An Instagram spokesperson explained that the company is currently “re-evaluating” its policies, and that, while it is doing so, it would “remove all effects from the [effects] gallery associated with plastic surgery, stop further approval of new effects like this and remove current effects if they’re reported to us.”
But this doesn’t appear to have been fully enforced. All of the filters I listed above, other than “Plastics” and “Fix Me”, are still available on Instagram, and are still being used by high-profile celebrities and influencers (not just hidden in the niches). And not only that, these filters aren’t just being found through random searches and from seeing other people use them, but are coming up as suggested filters when you open up Instagram’s effects.

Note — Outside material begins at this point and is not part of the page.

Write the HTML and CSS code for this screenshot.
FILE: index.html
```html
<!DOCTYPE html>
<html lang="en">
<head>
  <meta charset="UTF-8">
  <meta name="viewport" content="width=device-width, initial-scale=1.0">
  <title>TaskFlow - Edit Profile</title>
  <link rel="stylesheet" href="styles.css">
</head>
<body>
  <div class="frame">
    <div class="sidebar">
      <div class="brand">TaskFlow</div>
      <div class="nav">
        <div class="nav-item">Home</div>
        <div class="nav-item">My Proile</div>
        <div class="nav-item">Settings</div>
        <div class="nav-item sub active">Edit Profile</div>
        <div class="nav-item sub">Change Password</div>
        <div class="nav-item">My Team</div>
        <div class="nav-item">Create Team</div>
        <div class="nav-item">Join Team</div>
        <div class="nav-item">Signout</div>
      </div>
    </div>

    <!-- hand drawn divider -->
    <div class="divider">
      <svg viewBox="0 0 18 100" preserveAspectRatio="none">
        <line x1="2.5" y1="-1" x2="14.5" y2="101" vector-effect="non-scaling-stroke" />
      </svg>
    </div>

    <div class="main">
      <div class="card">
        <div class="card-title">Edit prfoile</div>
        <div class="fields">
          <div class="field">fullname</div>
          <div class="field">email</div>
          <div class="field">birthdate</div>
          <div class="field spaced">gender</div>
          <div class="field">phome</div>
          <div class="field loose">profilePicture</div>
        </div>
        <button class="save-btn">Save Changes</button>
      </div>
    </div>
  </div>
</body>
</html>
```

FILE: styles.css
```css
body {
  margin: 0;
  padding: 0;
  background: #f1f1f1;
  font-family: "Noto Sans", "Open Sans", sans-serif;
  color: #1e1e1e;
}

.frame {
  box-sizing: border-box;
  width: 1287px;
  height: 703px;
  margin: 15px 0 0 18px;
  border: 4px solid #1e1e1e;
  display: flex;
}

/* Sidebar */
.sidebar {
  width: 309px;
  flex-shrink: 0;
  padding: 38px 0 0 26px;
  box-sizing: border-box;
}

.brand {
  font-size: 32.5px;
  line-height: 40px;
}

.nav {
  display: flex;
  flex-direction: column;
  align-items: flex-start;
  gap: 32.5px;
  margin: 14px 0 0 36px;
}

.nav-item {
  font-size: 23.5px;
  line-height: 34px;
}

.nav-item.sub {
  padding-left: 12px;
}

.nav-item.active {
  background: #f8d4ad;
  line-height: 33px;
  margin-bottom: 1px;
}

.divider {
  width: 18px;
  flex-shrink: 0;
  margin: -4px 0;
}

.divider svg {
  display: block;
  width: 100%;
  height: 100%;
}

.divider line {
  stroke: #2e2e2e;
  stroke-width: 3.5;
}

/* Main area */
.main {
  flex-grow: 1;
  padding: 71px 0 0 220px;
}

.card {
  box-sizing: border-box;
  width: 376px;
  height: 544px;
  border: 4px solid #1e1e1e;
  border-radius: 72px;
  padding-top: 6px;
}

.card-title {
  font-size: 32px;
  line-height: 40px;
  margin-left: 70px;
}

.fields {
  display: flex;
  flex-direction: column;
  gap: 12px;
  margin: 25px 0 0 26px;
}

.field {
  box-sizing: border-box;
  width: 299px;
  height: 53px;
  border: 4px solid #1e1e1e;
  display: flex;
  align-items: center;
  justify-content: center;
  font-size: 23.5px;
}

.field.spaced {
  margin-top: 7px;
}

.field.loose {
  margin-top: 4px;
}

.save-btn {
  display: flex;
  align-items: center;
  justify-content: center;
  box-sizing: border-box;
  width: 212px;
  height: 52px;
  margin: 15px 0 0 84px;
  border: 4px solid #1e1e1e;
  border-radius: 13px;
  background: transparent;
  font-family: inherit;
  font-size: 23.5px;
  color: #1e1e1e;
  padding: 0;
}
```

“We’re definitely in a time where the research is pretty clear about the negative impacts of idealised media and there’s a lot of research now showing that with Instagram, Facebook, and other digital platforms,” Atkinson says. “Those media outlets and big businesses have to show corporate responsibility in recognising that there are negative consequences and doing what they need to and what they can do to reduce that.”
“The problem with filters is that they all serve to conform or reinforce this idea of what we should be trying to achieve. So really whether it says on it ‘cosmetic’ or ‘plastic surgery’ in the filter name or not, what you’re putting out in the world and what other people are seeing is this idealised version of beauty and it becomes very hard for people to live in a world where they’re constantly seeing these perfect images.
“It’s not enough to just plead ignorance.”